Manuel é um empresário de Moçambique. Dirige uma firma de investimentos e participações, que atua em praticamente todos os setores da economia africana. Mora na Namíbia, e até agora todos os investimentos do grupo foram feitos com recursos próprios. Tem uma posição que lhe dá uma visão panorâmica e ao mesmo tempo profunda do que se passa na África. Conversamos recentemente sobre a África e suas relações com a China. Em off, por isso não escrevo seu sobrenome.
“A África está sendo dominada pela China”, me disse ele. É voraz e predatória, acrescenta. Segundo ele, como a China está principalmente interessada em recursos minerais de todo tipo, está encurtando a visão e reduzindo as chances de desenvolvimento na África. Os governos, diz, têm grande interesse nos investimentos em mineração. Geram alta receita para eles, sem custo. Alimentam, também, muita corrupção. Mas não geram progresso. Enchem os bolsos da elite no poder e deixam só buracos. Não promovem outros investimentos, não permitem a diversificação das economias. Os governos trocam os planos de desenvolvimento por concessões de exploração mineral.
Manuel diz que a outra grande área de interesse dos chineses é a madeira. Estão desmatando violentamente. Mas, diz, a China é uma força inevitável para a África, “precisamos descobrir como lidar com ela”. Para entender os chineses e se antecipar aos seus movimentos na África, seu grupo abriu escritórios em Pequim e Xangai. Até investe na China. Ao mesmo tempo, tenta fazer parcerias com grupos brasileiros e sul-africanos. Ele acha que o desenvolvimento da África terá essas três grandes forças: China, Brasil e África do Sul.

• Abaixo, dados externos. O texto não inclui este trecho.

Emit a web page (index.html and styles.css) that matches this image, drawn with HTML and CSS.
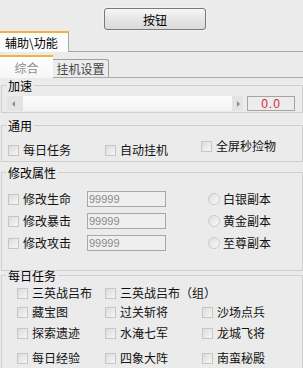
FILE: index.html
```html
<!DOCTYPE html>
<html lang="zh">
<head>
  <meta charset="UTF-8">
  <title>辅助</title>
  <link rel="stylesheet" href="styles.css">
</head>
<body>
  <div class="toolbar">
    <button class="btn" type="button">按钮</button>
  </div>

  <div class="tabs outer">
    <div class="tab active">辅助\功能</div>
  </div>

  <div class="tabs inner">
    <div class="tab active">综合</div>
    <div class="tab">挂机设置</div>
  </div>

  <fieldset class="group speed">
    <legend>加速</legend>
    <div class="speed-row">
      <div class="slider">
        <span class="cap left"><i class="arrow-left"></i></span>
        <span class="track"></span>
        <span class="cap right"><i class="arrow-right"></i></span>
      </div>
      <div class="value">0.0</div>
    </div>
  </fieldset>

  <fieldset class="group general">
    <legend>通用</legend>
    <div class="general-row">
      <label class="check"><span class="box"></span>每日任务</label>
      <label class="check"><span class="box"></span>自动挂机</label>
      <label class="check raised"><span class="box"></span>全屏秒捡物</label>
    </div>
  </fieldset>

  <fieldset class="group attrs">
    <legend>修改属性</legend>
    <div class="attr-row">
      <label class="check"><span class="box"></span>修改生命</label>
      <input class="num" type="text" value="99999">
      <label class="radio-item"><span class="radio"></span>白银副本</label>
    </div>
    <div class="attr-row">
      <label class="check"><span class="box"></span>修改暴击</label>
      <input class="num" type="text" value="99999">
      <label class="radio-item"><span class="radio"></span>黄金副本</label>
    </div>
    <div class="attr-row">
      <label class="check"><span class="box"></span>修改攻击</label>
      <input class="num" type="text" value="99999">
      <label class="radio-item"><span class="radio"></span>至尊副本</label>
    </div>
  </fieldset>

  <fieldset class="group daily">
    <legend>每日任务</legend>
    <div class="task-grid">
      <label class="check"><span class="box"></span>三英战吕布</label>
      <label class="check wide"><span class="box"></span>三英战吕布（组）</label>
      <label class="check"><span class="box"></span>藏宝图</label>
      <label class="check"><span class="box"></span>过关斩将</label>
      <label class="check"><span class="box"></span>沙场点兵</label>
      <label class="check"><span class="box"></span>探索遗迹</label>
      <label class="check"><span class="box"></span>水淹七军</label>
      <label class="check"><span class="box"></span>龙城飞将</label>
      <label class="check"><span class="box"></span>每日经验</label>
      <label class="check"><span class="box"></span>四象大阵</label>
      <label class="check"><span class="box"></span>南蛮秘殿</label>
    </div>
  </fieldset>
</body>
</html>
```

FILE: styles.css
```css
body {
  margin: 0;
  background: #ebebeb;
  font-family: "Noto Sans CJK SC", sans-serif;
  font-size: 12px;
  color: #111;
  overflow: hidden;
}
.toolbar {
  height: 23px;
  padding-top: 8px;
}
.btn {
  display: block;
  margin: 0 0 0 104px;
  width: 102px;
  height: 22px;
  padding: 0;
  border: 1px solid #7a7a7a;
  border-radius: 3px;
  background: linear-gradient(#f7f7f7, #e6e6e6 50%, #dadada);
  box-shadow: 0 0 2px #fff;
  font-family: inherit;
  font-size: 12px;
  color: #000;
}

/* tabs */
.tabs {
  display: flex;
  align-items: flex-end;
}
.tabs.outer {
  height: 20px;
  border-bottom: 1px solid #a8a8a8;
}
.tabs.outer .tab.active {
  width: 63px;
  height: 19px;
  margin-bottom: -1px;
  padding-left: 5px;
  background: #fcfcfc;
  border-top: 2px solid #f0b43c;
  border-right: 1px solid #a8a8a8;
  line-height: 19px;
  color: #000;
}
.tabs.inner {
  height: 25px;
  border-bottom: 1px solid #a8a8a8;
}
.tabs.inner .tab {
  text-align: center;
}
.tabs.inner .tab.active {
  width: 53px;
  height: 21px;
  margin-bottom: -1px;
  background: linear-gradient(#ffffff, #f6f6f6);
  border-top: 2px solid #f0b43c;
  line-height: 22px;
  color: #8e8e8e;
}
.tabs.inner .tab:not(.active) {
  width: 55px;
  height: 17px;
  border-top: 1px solid #a0a0a0;
  border-right: 1px solid #a0a0a0;
  border-top-right-radius: 3px;
  background: #ececec;
  line-height: 18px;
  color: #444;
}

/* group boxes */
.group {
  margin: 0 0 0 1px;
  padding: 0;
  border: 1px solid #cfcfcf;
  min-width: 0;
}
.group legend {
  margin-left: 4px;
  padding: 2px 2px 0;
  line-height: 12px;
  color: #000;
}
.speed {
  padding: 4px 0 1px;
}
.general {
  margin-top: 5px;
  padding: 10px 0 3px;
}
.attrs {
  margin-top: 3px;
  padding: 12px 0 19px;
}
.daily {
  margin-top: -3px;
  padding: 3px 0 20px;
}

/* speed slider */
.speed-row {
  display: flex;
  gap: 4px;
  padding-left: 5px;
}
.slider {
  display: flex;
  width: 236px;
  height: 15px;
}
.cap {
  display: flex;
  align-items: center;
  background: #e4e4e4;
}
.cap.left {
  width: 11px;
  padding-left: 5px;
}
.cap.right {
  width: 6px;
  padding-left: 5px;
}
.track {
  flex: 1;
  background: linear-gradient(#fdfdfd, #f3f3f3);
}
.arrow-left {
  border-top: 3px solid transparent;
  border-bottom: 3px solid transparent;
  border-right: 3px solid #8c8c8c;
}
.arrow-right {
  border-top: 3px solid transparent;
  border-bottom: 3px solid transparent;
  border-left: 3px solid #8c8c8c;
}
.value {
  width: 46px;
  height: 13px;
  border: 1px solid #a4a4a4;
  background: #ececec;
  text-align: center;
  font-family: "Liberation Sans", sans-serif;
  font-size: 12px;
  line-height: 14px;
  letter-spacing: 1px;
  color: #d0253a;
}

/* checkboxes and radios */
.check, .radio-item {
  display: flex;
  align-items: center;
  gap: 4px;
  height: 16px;
  line-height: 16px;
  white-space: nowrap;
}
.radio-item {
  gap: 3px;
}
.box {
  flex: none;
  width: 9px;
  height: 9px;
  border: 1px solid #c6c6c6;
  background: linear-gradient(135deg, #dcdcdc, #f6f6f6);
}
.radio {
  flex: none;
  width: 10px;
  height: 10px;
  border: 1px solid #cbcbcb;
  border-radius: 50%;
  background: linear-gradient(135deg, #dedede, #fafafa);
}

.general-row {
  display: grid;
  grid-template-columns: 97px 96px 1fr;
  padding-left: 6px;
}
.general-row .raised {
  margin-top: -4px;
}

.attr-row {
  display: grid;
  grid-template-columns: 79px 121px 1fr;
  padding-left: 6px;
  margin-bottom: 6px;
}
.attr-row:last-child {
  margin-bottom: 0;
}
.num {
  box-sizing: border-box;
  width: 79px;
  height: 16px;
  margin: 0;
  padding: 0 0 0 1px;
  border: 1px solid #a8a8a8;
  background: #efefef;
  font-family: "Liberation Sans", sans-serif;
  font-size: 11px;
  color: #8a8a8a;
}

.task-grid {
  display: grid;
  grid-template-columns: 88px 97px 1fr;
  grid-template-rows: 19px 21px 25px 16px;
  align-items: start;
  padding-left: 15px;
}
.task-grid .wide {
  grid-column: span 2;
}
```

No Brasil, vem buscar capacitação científica em áreas em que investe pesado, como logística e energia. Está muito interessado em energia eólica e fotovoltaica e não entende como o Brasil não tem investido fortemente na instalação de usinas eólicas e solares, mas também na pesquisa e desenvolvimento de novas tecnologias para essas duas fontes. “Com o potencial enorme de vento e sol do país, é uma pena e um desperdício”, que não esteja se preparando para ter posição de liderança mundial nesses setores.
Manuel é a cara da nova África que tenta sair dos escombros das guerras civis, da má governança, da degradação social e da corrupção generalizada. Há outros como ele. É claro que, para prosperarem na região, têm que manter boas relações com os governos. “E a corrupção está por todo lado. Nada se faz na África sem corrupção. É uma pena.” Se não falasse português, não chamasse Manuel e não fosse branco, poderia ser confundido com qualquer investment banker contemporâneo, desses que correm o mundo atrás de oportunidades. Mas Manuel é diferente, não só por causa da língua, do nome e da cor. Ele corre o mundo atrás de oportunidades para sua região, a África. Ele se mostra sempre interessado e preocupado com o seu país mas, outro traço que o diferencia, ele pensa na África como um conjunto.
Talvez essa seja a visão apropriada para o Século 21. Uma visão integrada para a África, que leva em consideração sua diversidade, mas sabe que uma parte não se desenvolverá enquanto outra estiver mergulhada no atraso, na violência, na corrupção. Até porque as fronteiras desse continente foram desenhadas pela conveniência colonial.